Quando sulla strada verso casa ho proposto a Trine e Mathilde di fermarci a fare il bagno non se lo sono fatto ripetere due volte. Abbiamo scelto la prima spiaggia con parcheggio che abbiamo trovato, posato i nostri vestiti sulla sabbia e siamo entrate in acqua con solo le nostre mutande addosso. Io avevo anche l’asciugamano e il costume ma ho deciso che avrei impiegato troppo tempo a indossarlo e ho seguito la loro giovinezza fin dentro le acque fredde della plage du Guesclin così com’ero, spensierata, presente e felice. E in mutande.
Domani vado a Parigi, tra una settimana torno a Firenze. Ieri a Mont Saint-Michel ho camminato qualche metro dietro a una famiglia fiorentina: sentirli parlare è stato surreale. Poche ore dopo mi ha telefonato una mia amica, quasi non riuscivo a sentirmi parlare italiano, l’ho fatto così poco in questi mesi che mi sono quasi chiesta se fossi io. Apparentemente lo ero: gesticolavo parecchio anche al telefono.

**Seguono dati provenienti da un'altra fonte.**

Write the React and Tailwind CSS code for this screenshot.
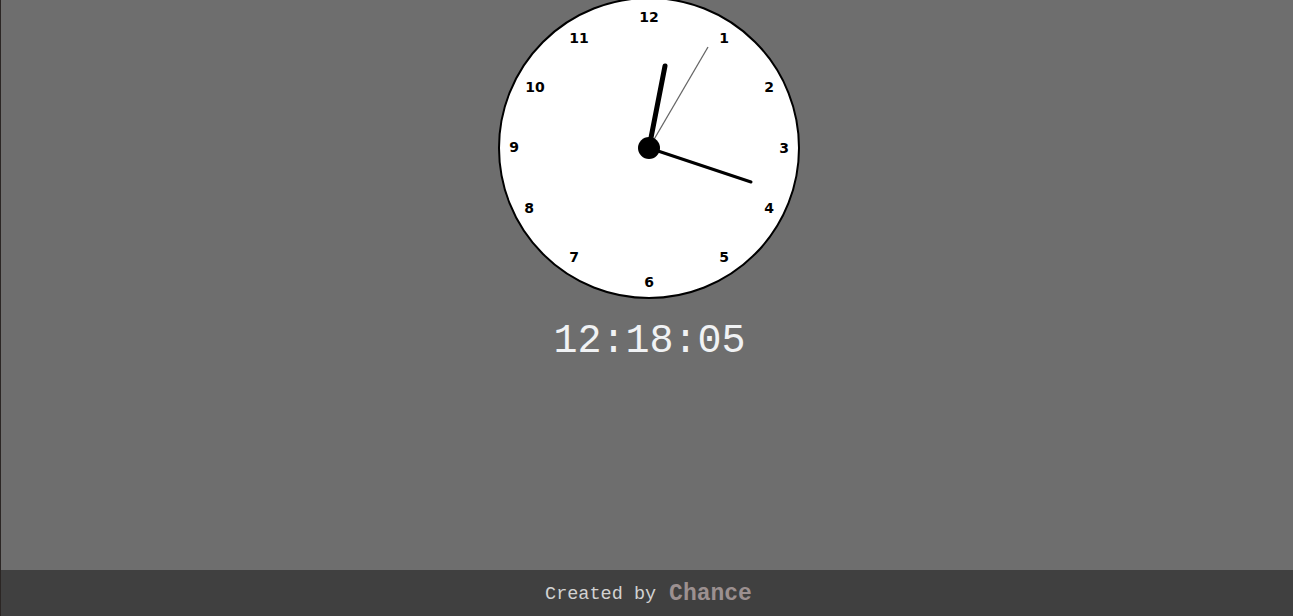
const numbers = [
  { n: "12", x: 151, y: 20 },
  { n: "1", x: 226, y: 41 },
  { n: "2", x: 271, y: 90 },
  { n: "3", x: 286, y: 151 },
  { n: "4", x: 271, y: 211 },
  { n: "5", x: 226, y: 260 },
  { n: "6", x: 151, y: 285 },
  { n: "7", x: 76, y: 260 },
  { n: "8", x: 31, y: 211 },
  { n: "9", x: 16, y: 150 },
  { n: "10", x: 37, y: 90 },
  { n: "11", x: 81, y: 41 },
];

function Clock() {
  return (
    <svg width="304" height="304" viewBox="-1 -1 304 304" className="block">
      <circle cx="151" cy="151" r="150" fill="#ffffff" stroke="#000000" strokeWidth="2" />
      {numbers.map((d) => (
        <text
          key={d.n}
          x={d.x}
          y={d.y}
          textAnchor="middle"
          dominantBaseline="central"
          fontFamily="'DejaVu Sans', sans-serif"
          fontWeight="700"
          fontSize="14"
          fill="#000000"
        >
          {d.n}
        </text>
      ))}
      {/* hour hand */}
      <line x1="151" y1="151" x2="167" y2="69" stroke="#000" strokeWidth="5" strokeLinecap="round" />
      {/* minute hand */}
      <line x1="151" y1="151" x2="253" y2="185" stroke="#000" strokeWidth="3" strokeLinecap="round" />
      {/* second hand */}
      <line x1="151" y1="151" x2="210" y2="50" stroke="#666" strokeWidth="1.3" />
      <circle cx="151" cy="151" r="11" fill="#000" />
    </svg>
  );
}

export default function App() {
  return (
    <div className="h-screen flex flex-col bg-[#6e6e6e] border-l border-[#2b2624] overflow-hidden">
      {/* Main */}
      <div className="flex-1 flex flex-col items-center">
        <div className="-mt-[4px] ml-[3px]">
          <Clock />
        </div>
        <div
          className="mt-[18px] ml-[5px] text-[40px] leading-[48px] text-[#f0f2f4]"
          style={{ fontFamily: "'Liberation Mono', monospace" }}
        >
          12:18:05
        </div>
      </div>

      {/* Footer */}
      <div className="h-[46px] bg-[#404040] flex items-center justify-center gap-[13px] pt-[3px] pl-[3px]">
        <span className="text-[18.5px] text-[#d2d2d2]" style={{ fontFamily: "'Liberation Mono', monospace" }}>
          Created by
        </span>
        <span
          className="text-[23px] font-bold text-[#9c9090]"
          style={{ fontFamily: "'Liberation Mono', monospace" }}
        >
          Chance
        </span>
      </div>
    </div>
  );
}
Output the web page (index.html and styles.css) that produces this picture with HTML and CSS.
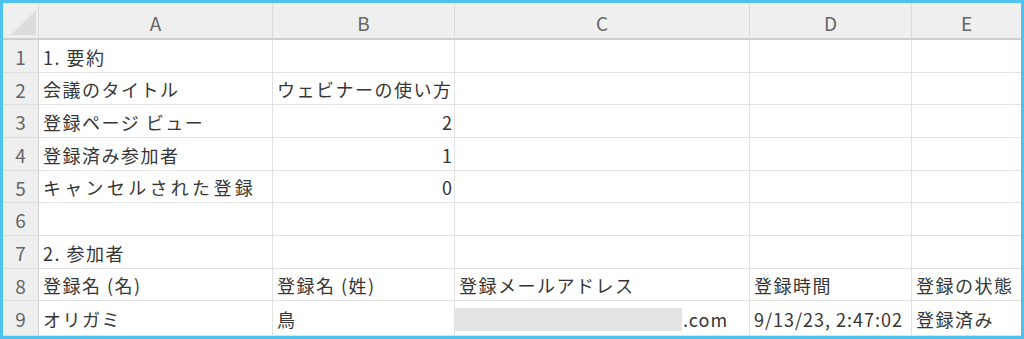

Sono talmente disabituata a parlare italiano e sono stata talmente aperta a tutto ciò che mi è successo in questi mesi, soprattutto quando non ho parlato italiano, che ho iniziato a chiedermi se ci fosse una correlazione tra gli eventi. Se quel che dicevo quando a sedici anni scrivevo il mio diario in inglese anziché in italiano perché così mi sentivo un’altra persona fosse rimasto un po’ con me. Se per togliermi i sigilli dal cuore è meglio parlarmi in una lingua su cui non ho il controllo razionale al cento percento.
Domenica abbiamo festeggiato, in anticipo, il compleanno di Kate. E’ stata una giornata piena, non solo perché la mattina ho preparato una crema e ho aiutato Kate a pulire uno degli appartamenti che affitta o perché ho lavato tanti piatti la sera, ma perché circondata dai suoi familiari, dai suoi amici, mi sono potuta immergere pienamente in queste vite che, un po’ come quelle di tutte le famiglie che mi hanno ospitata, sono come fiumi, in continuo divenire, in continuo movimento. Dove nessuno ha trovato il suo posto nel mondo a vent’anni, dove tutti hanno viaggiato, esplorato, cambiato paese, cambiato lavoro, cambiato mogli o mariti. Queste vite fatte di cuori aperti all’ignoto.